- [Set exercise]:
Only the lines from the start of the data below through the line that contains "import React from" are to be copied, exactly and without pictures.

- [Available data]:
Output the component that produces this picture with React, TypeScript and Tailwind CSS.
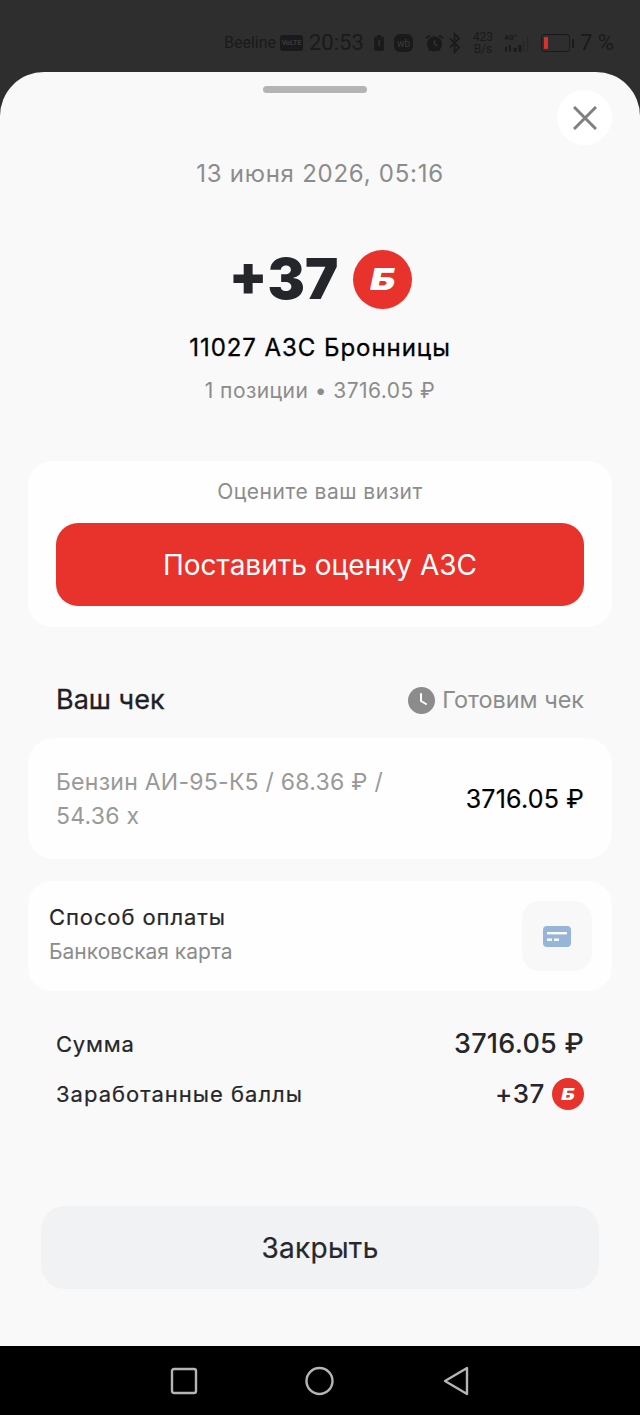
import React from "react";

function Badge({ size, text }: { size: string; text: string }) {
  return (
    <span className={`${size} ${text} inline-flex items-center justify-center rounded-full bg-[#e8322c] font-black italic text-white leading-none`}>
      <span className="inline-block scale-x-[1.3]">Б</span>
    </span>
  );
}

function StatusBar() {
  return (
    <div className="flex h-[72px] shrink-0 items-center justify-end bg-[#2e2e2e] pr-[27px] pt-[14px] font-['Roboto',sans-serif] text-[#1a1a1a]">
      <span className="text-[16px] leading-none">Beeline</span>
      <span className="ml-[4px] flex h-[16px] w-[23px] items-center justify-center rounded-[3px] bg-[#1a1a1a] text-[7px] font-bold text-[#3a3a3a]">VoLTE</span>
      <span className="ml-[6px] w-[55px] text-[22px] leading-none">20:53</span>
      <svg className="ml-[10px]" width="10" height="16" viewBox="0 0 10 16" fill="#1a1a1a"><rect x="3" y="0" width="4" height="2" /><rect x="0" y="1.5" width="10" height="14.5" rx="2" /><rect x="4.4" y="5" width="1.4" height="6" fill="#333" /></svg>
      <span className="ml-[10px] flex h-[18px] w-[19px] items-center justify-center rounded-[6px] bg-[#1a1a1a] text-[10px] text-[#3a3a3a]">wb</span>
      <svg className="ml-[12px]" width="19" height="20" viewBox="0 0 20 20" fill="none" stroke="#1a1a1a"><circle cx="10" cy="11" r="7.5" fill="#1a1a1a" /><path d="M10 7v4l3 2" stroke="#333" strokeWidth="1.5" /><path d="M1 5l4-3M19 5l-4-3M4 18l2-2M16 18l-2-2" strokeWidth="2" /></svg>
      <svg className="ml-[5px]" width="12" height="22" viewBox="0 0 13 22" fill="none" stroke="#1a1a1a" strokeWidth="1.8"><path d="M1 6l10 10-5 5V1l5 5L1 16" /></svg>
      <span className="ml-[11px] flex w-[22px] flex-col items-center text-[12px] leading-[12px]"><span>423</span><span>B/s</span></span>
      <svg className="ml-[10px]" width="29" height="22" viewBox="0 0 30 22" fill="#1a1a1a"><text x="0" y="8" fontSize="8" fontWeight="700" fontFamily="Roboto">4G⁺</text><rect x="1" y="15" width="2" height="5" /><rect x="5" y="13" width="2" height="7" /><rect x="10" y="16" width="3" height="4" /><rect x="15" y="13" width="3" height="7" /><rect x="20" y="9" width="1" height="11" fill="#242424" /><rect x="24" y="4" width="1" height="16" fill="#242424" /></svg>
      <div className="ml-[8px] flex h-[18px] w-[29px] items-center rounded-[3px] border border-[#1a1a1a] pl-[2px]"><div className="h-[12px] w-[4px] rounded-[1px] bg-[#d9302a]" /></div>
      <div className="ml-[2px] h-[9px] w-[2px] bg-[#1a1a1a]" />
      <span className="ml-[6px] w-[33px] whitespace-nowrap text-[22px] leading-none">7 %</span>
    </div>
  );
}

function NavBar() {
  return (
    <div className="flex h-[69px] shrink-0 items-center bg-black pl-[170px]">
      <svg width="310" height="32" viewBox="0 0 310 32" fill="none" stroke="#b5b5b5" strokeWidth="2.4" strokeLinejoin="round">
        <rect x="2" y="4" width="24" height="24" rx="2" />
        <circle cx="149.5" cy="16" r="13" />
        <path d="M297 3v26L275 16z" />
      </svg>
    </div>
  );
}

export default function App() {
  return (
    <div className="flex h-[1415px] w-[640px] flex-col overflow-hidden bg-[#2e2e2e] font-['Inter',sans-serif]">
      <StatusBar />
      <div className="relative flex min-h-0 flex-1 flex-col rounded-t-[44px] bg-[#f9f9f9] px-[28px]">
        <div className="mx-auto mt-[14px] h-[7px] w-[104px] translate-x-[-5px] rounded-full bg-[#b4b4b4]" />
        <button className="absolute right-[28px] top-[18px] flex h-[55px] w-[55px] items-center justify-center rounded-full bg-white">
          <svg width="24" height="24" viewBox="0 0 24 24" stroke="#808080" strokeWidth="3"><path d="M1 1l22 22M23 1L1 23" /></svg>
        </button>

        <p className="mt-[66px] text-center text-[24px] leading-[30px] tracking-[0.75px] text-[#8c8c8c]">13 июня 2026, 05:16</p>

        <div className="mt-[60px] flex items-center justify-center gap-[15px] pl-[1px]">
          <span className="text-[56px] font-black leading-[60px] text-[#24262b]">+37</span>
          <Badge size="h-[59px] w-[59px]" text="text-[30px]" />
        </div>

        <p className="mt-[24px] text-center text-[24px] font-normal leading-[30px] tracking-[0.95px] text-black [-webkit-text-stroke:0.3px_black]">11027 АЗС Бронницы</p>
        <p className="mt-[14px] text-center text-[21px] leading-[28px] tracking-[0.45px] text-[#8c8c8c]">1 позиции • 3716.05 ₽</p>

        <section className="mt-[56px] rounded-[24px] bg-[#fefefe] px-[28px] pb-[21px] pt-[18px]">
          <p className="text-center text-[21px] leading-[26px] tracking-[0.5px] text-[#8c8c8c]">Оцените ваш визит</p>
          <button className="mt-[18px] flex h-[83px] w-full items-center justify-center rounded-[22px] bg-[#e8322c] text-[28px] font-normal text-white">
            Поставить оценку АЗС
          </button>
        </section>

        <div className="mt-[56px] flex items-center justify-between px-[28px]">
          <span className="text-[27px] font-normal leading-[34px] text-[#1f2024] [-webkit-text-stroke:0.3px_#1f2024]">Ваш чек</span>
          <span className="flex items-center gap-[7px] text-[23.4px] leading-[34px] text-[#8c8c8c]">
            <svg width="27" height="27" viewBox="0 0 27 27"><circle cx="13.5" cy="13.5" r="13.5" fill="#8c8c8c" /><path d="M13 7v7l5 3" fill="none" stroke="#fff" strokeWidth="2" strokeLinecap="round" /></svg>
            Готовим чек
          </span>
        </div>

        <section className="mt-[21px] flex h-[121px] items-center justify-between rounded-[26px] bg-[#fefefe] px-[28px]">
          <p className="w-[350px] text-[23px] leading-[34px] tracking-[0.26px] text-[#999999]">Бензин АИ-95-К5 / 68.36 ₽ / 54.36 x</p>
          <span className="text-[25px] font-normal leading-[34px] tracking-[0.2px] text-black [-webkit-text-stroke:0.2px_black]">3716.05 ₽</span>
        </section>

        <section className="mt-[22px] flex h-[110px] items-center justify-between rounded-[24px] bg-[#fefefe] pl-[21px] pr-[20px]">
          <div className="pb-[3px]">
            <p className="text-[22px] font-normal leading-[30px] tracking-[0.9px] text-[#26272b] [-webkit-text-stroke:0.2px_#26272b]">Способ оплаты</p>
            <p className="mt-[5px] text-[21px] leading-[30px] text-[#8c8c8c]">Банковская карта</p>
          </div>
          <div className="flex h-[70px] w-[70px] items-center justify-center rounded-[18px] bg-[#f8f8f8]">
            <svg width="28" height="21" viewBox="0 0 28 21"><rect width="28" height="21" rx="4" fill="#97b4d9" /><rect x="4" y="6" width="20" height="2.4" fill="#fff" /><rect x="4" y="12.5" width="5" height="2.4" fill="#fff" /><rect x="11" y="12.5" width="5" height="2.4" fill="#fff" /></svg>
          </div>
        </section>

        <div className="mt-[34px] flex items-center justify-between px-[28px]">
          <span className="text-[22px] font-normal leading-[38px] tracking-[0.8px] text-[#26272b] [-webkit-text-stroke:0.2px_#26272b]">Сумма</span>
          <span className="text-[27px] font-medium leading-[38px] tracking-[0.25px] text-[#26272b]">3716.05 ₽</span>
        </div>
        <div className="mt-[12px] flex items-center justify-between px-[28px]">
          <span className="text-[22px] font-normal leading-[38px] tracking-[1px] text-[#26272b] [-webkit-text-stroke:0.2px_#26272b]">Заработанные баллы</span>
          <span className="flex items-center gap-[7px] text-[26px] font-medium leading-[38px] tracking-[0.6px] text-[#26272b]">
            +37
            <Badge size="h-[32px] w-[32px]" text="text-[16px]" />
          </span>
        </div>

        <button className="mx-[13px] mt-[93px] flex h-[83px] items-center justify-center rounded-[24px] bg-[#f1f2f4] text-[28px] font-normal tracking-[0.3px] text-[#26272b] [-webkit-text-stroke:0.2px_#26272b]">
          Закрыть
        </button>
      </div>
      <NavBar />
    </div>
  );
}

- [Answer to the task]:
Output the component that produces this picture with React, TypeScript and Tailwind CSS.
import React from "react";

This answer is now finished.